= Rock Pidjot =

New Caledonian politician (1907–1990)

Rock Déo Pidjot (November 8, 1907 – November 23, 1990), also known as Roch Pidjot, was a New Caledonian politician of Kanak descent. Initially an advocate of greater autonomy for New Caledonia within France, he later became a supporter of independence. He served in the National Assembly of France from 1964 until 1986, during which he sat with several parliamentary groups before becoming affiliated with the French Socialist Party. He remains, as of 2024, one of only two independence-supporting deputies New Caledonia has elected to the National Assembly, the other being his eventual successor in that distinction, Emmanuel Tjibaou.

== Early life and political beginnings ==

Pidjot was born in the village of La Conception, a Kanak tribal community and Catholic mission site within what is now the commune of Mont-Dore. He served as customary chief of La Conception and was a practicing Catholic throughout his life.

In 1946, following the abolition of the code de l'indigénat (the discriminatory legal code previously governing Indigenous subjects in French colonies), Pidjot entered politics by founding the Union des indigènes calédoniens amis de la liberté dans l'ordre (UICALO), an organization advocating for Kanak civil rights on a Catholic basis. He subsequently supported the 1951 candidacy of pharmacist Maurice Lenormand for the National Assembly.

== Rise in territorial politics ==

In 1953, Pidjot helped organize electoral lists under the name Union Calédonienne in support of Lenormand, winning 15 of 25 seats on the territorial general council and marking the first entry of Melanesians, including Pidjot himself, into New Caledonia's local assembly.

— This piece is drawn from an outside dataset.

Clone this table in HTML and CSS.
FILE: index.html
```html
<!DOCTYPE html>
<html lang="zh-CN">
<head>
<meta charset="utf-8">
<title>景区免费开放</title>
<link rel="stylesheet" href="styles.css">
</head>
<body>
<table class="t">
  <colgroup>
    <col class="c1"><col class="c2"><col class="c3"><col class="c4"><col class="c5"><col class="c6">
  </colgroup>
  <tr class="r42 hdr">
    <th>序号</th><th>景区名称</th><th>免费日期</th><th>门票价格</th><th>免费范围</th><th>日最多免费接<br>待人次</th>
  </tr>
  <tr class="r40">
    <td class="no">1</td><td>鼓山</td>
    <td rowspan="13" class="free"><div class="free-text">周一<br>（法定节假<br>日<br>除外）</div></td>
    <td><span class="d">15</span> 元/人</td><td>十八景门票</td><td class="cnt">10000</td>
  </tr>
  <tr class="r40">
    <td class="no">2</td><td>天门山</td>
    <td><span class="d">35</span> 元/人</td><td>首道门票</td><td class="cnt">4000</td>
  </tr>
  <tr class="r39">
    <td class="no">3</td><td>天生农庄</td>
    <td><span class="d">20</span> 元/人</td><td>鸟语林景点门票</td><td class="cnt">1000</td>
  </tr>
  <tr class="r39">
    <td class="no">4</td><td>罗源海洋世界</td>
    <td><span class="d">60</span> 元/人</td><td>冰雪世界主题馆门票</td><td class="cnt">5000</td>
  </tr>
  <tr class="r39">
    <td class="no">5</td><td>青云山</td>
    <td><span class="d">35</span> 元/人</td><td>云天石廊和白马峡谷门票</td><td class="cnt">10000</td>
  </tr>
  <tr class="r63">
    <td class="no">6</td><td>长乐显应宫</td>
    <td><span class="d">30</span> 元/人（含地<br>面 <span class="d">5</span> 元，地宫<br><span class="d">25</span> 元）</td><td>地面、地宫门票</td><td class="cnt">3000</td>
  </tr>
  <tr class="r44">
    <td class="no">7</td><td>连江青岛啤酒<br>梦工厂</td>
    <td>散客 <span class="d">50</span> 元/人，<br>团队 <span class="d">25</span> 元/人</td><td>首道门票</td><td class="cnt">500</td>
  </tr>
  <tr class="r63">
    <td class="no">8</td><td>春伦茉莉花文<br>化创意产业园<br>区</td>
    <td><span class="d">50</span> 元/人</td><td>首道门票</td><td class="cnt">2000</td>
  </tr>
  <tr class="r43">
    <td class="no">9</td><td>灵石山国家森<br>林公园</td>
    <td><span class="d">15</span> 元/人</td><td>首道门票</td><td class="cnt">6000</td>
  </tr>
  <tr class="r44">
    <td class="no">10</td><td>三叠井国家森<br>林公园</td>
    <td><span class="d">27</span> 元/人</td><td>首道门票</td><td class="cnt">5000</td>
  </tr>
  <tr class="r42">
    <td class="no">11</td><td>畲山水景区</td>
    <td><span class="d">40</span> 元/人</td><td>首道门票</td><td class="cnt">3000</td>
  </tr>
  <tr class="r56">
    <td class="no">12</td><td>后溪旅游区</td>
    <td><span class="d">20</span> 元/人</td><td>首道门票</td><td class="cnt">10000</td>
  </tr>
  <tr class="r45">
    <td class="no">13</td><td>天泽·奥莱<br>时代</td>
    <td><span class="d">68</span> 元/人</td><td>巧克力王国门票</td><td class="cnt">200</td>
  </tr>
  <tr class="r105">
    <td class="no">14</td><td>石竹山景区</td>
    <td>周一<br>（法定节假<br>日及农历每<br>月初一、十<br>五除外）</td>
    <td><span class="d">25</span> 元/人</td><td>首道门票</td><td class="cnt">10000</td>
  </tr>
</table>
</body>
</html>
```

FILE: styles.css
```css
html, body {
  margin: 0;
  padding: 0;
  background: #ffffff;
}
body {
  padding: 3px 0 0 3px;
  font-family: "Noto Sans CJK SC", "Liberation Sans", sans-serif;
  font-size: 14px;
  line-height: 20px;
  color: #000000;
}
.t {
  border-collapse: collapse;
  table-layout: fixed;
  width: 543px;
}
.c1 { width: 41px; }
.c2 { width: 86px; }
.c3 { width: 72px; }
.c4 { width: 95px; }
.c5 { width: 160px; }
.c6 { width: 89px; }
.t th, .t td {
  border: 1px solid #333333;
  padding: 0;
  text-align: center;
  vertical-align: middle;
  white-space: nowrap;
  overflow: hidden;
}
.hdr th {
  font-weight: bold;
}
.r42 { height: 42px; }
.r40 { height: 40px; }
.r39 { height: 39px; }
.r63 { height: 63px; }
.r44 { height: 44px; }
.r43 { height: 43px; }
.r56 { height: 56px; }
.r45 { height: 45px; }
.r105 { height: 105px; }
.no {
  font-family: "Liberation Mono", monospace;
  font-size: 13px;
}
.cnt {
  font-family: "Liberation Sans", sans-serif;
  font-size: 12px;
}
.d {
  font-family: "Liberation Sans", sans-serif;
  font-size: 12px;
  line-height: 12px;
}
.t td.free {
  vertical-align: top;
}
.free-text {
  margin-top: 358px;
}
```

When the Union Calédonienne formally organized as a political party in 1956, Pidjot became its president.

Following the 1956 Loi-cadre Defferre, which granted greater autonomy to French overseas territories, all Kanaks gained full French citizenship and universal suffrage in 1957. Pidjot was elected to the Territorial Assembly of New Caledonia continuously from 1957 to 1979, serving as its president from 1976 to 1977. During part of this period he also held ministerial roles in the territory's government council, including Minister of Rural Economy (1957–1960) and later vice-president of the government council (1962–1964), with responsibility for finance and economic affairs.

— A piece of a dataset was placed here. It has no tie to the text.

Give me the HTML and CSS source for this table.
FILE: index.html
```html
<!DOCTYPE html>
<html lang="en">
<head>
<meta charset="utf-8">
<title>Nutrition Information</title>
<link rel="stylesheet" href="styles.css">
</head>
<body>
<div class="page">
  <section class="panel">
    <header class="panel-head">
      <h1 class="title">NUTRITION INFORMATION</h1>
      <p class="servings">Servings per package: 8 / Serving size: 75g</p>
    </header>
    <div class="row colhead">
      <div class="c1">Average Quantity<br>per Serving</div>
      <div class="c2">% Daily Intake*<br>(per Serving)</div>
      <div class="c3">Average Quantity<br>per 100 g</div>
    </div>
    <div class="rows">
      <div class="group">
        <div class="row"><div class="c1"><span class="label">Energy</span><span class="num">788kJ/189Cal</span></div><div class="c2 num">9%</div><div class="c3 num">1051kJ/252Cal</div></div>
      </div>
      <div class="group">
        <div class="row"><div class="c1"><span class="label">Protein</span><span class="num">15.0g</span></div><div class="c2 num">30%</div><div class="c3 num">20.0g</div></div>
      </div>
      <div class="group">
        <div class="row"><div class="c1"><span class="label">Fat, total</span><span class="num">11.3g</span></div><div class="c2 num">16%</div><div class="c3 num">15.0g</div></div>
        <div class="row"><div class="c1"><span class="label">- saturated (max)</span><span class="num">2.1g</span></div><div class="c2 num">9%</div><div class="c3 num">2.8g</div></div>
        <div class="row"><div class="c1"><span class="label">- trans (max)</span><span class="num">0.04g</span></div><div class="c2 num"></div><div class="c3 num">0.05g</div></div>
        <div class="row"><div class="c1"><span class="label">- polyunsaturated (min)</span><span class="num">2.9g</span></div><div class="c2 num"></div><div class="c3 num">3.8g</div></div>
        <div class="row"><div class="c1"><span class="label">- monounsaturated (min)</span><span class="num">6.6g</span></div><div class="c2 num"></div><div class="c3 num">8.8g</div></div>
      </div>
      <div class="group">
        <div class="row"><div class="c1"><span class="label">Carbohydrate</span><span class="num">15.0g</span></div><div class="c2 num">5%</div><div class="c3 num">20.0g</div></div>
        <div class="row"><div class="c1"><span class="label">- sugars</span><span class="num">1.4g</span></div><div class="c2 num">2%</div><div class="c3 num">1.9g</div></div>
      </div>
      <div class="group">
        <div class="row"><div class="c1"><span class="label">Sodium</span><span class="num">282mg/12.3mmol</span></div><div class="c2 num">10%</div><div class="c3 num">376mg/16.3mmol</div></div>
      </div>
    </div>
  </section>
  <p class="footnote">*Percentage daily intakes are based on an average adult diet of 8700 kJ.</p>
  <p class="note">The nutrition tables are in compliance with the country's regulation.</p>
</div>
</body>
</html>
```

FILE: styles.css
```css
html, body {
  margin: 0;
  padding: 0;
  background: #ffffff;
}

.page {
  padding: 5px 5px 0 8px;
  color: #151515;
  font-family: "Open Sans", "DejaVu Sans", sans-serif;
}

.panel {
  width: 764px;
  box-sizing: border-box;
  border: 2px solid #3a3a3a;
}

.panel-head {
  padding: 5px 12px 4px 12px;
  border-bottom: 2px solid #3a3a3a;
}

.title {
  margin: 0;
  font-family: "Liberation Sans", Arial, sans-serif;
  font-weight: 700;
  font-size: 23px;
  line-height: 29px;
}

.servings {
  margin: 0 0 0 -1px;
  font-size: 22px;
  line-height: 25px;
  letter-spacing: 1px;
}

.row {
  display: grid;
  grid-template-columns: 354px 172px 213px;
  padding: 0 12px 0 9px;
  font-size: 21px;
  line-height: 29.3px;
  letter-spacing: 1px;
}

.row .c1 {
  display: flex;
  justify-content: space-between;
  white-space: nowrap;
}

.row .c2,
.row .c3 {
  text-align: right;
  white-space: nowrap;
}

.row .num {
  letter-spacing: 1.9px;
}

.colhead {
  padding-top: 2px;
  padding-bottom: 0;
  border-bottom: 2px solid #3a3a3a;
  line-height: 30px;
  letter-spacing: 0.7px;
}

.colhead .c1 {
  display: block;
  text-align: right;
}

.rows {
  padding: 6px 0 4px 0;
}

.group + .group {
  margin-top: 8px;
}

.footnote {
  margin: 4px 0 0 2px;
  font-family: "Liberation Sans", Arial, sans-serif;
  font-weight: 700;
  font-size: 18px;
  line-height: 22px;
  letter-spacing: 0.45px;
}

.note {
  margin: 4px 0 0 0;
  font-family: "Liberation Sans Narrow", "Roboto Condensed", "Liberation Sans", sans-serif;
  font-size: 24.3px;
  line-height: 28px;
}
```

=== National Assembly career ===

In 1964, Pidjot succeeded Maurice Lenormand as deputy after Lenormand was ruled ineligible following a criminal conviction; Pidjot won a special election with 54 percent of the vote. He became the first Kanak elected to the French Parliament. He was reelected continuously until 1986. During his tenure, he sat with several centrist, non-Gaullist parliamentary groups, and opposed reforms by the French government that reduced the territory's autonomy, including the 1963 Jacquinot laws and the 1969 Billotte laws.

==Shift toward independence==

Pidjot's opposition to centralizing measures by the French state moved him increasingly toward support for New Caledonian independence. In June 1976, he stated that "New Caledonia is still awaiting its decolonization." At the Union Calédonienne's 1977 congress in Bourail, the party formally adopted a pro-independence platform, a shift associated with a newer generation of leaders including Jean-Marie Tjibaou.

Pidjot was reelected in 1978 to represent New Caledonia's newly created 1st constituency. He initially sat as a non-affiliated deputy before becoming associated with the Socialist group in 1981. During the 1980s, including the period of civil conflict in New Caledonia known as les Événements, Pidjot represented Kanak socialist independence positions in the National Assembly while gradually withdrawing from frontline political life. He stepped down as president of the Union Calédonienne in late 1985, succeeded by Jean-Marie Tjibaou, and did not seek reelection in 1986.